For the sixth year, every mechatronics student at Patrick Henry Community College (PHCC) has passed the national certification exam.
That means the program has maintained a 100 percent certification pass rate since its inception in 2013.
This year, however, the number certifications these students have earned has exponentially grown. Since August 2018, PHCC has awarded more than 300 certifications through the National Coalition of Certification Centers (NC3). All of these certifications were earned by the 60 students studying mechatronics at PHCC.
While studying for their associate degrees, the students in this program can take up to nine industry certifications offered by NC3 in areas such as hydraulics, pneumatics, programmable logic controllers, and robotics.
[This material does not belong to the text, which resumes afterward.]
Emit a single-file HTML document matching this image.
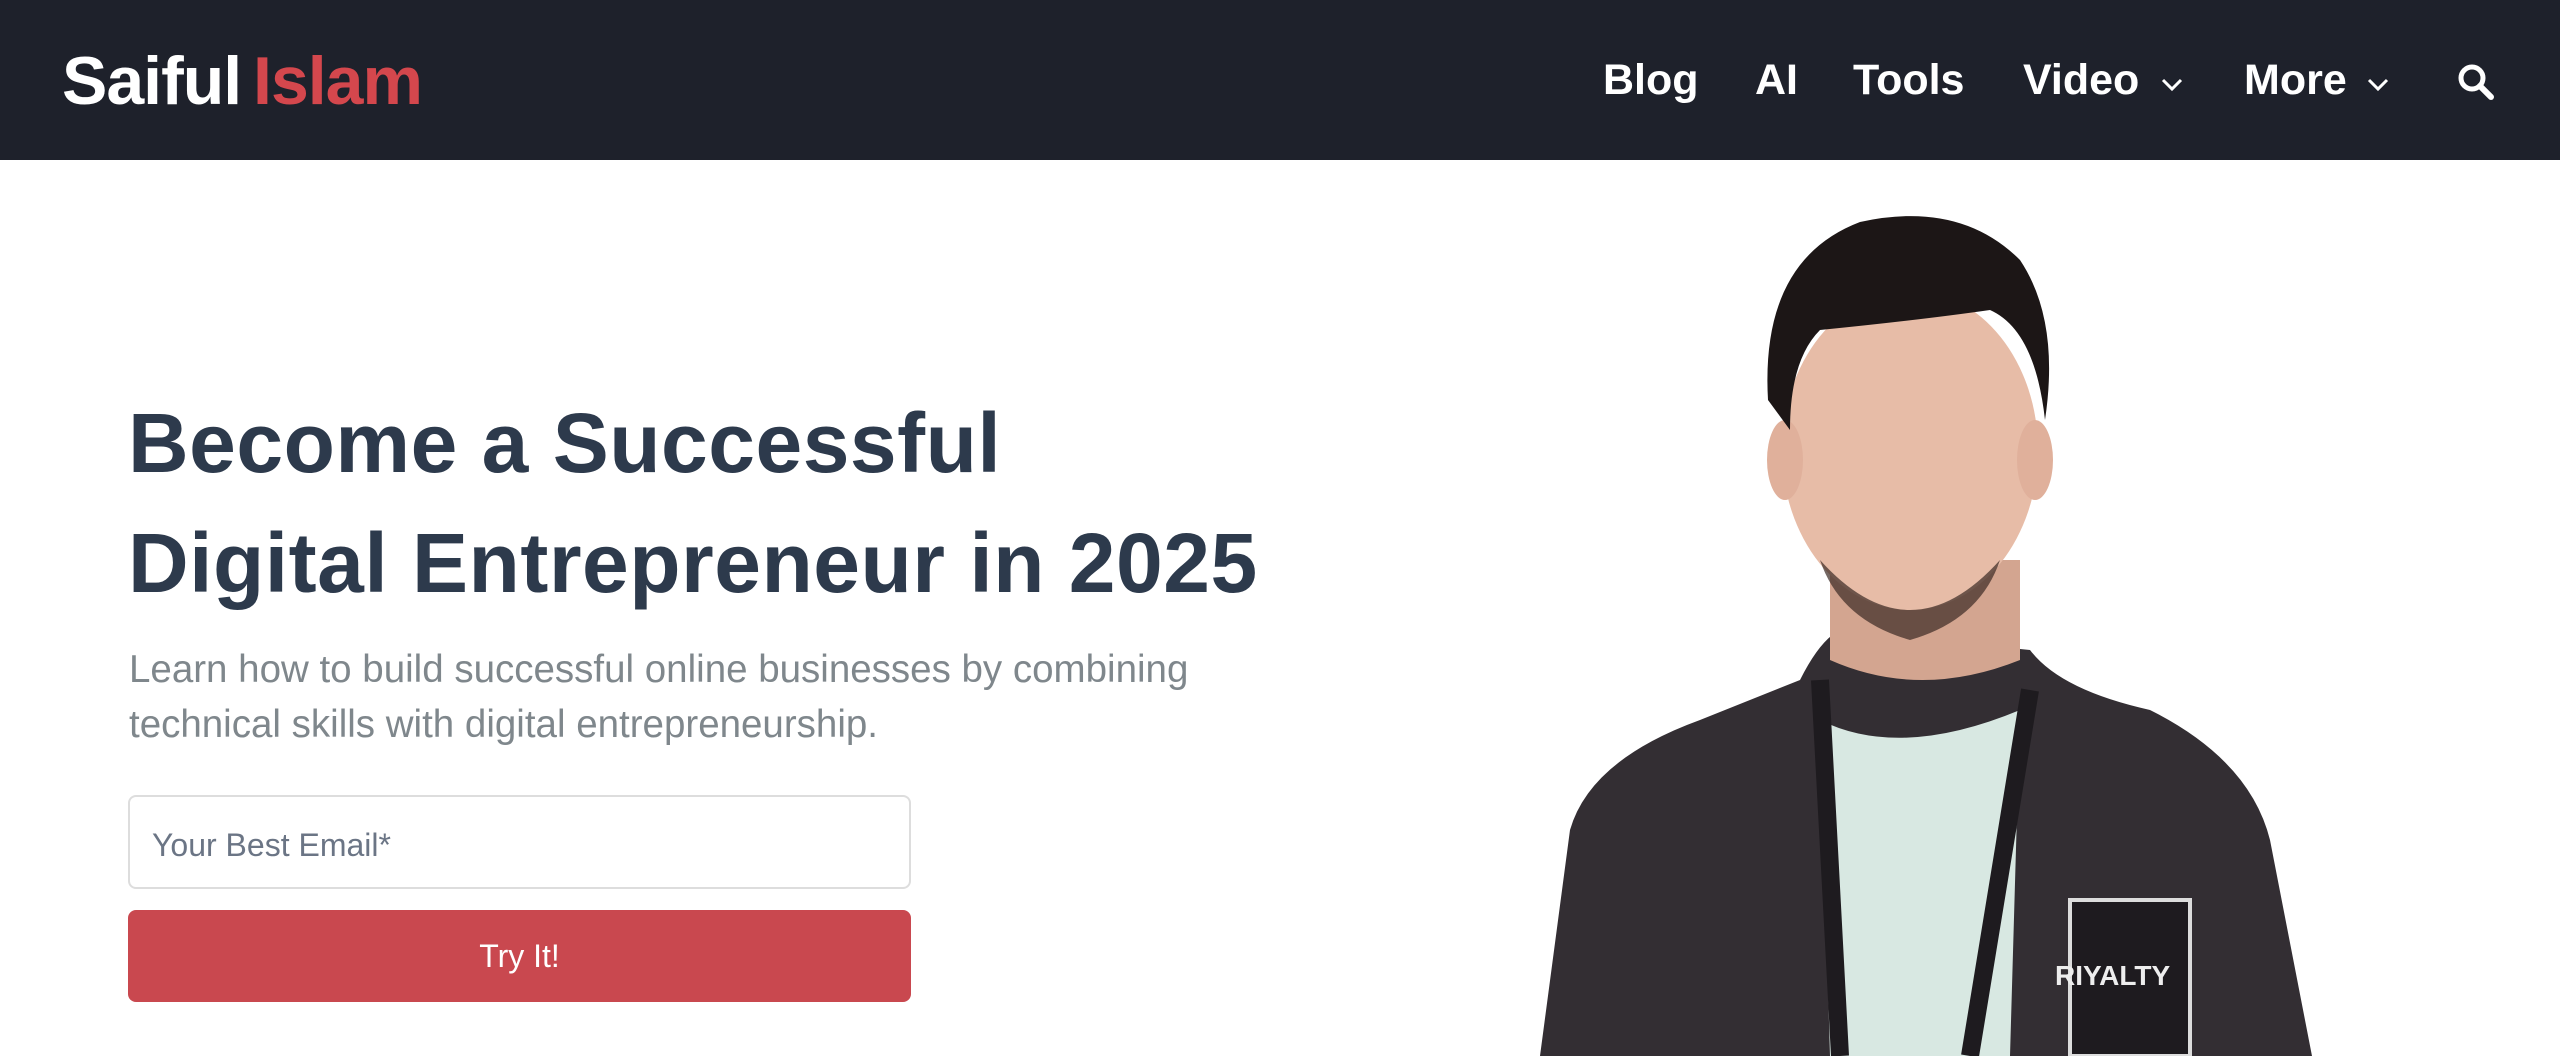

When a potential employer views a résumé with NC3 credentials, it show that the applicant has the required skill competencies for the job.
Some of these students have already accepted job offers to begin working after graduation, and some have been offered starting salaries of $28 to $32 per hour.
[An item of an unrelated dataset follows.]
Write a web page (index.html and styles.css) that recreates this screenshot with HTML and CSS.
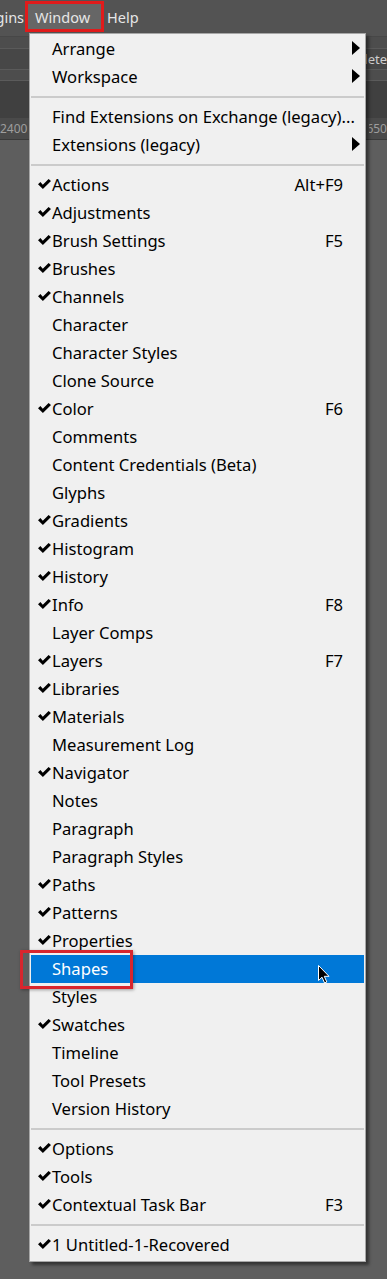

“When our students start looking for jobs, these credentials are really going to set them apart,” said PHCC Instructor Daniel Edwards. “The certifications prove to all the local companies who are trying to hire people who have these skills that our students have what it takes. They’ve proven themselves through these national exams.”
When PHCC partnered with NC3 at the beginning of the 2018 fall semester, the college was among the first institutions in the nation to offer NC3 certifications. Starting this summer, PHCC will take the lead again by becoming one of the first institutions to offer the second level of Industry 4.0 training through NC3.
The National Coalition of Certification Centers develops and authenticates certification courses that prepare students to enter some of the nation’s fastest-growing industries. With real-time industry data the coalition collects from a global network of industry experts, NC3 develops programs that meet current and future labor market demands.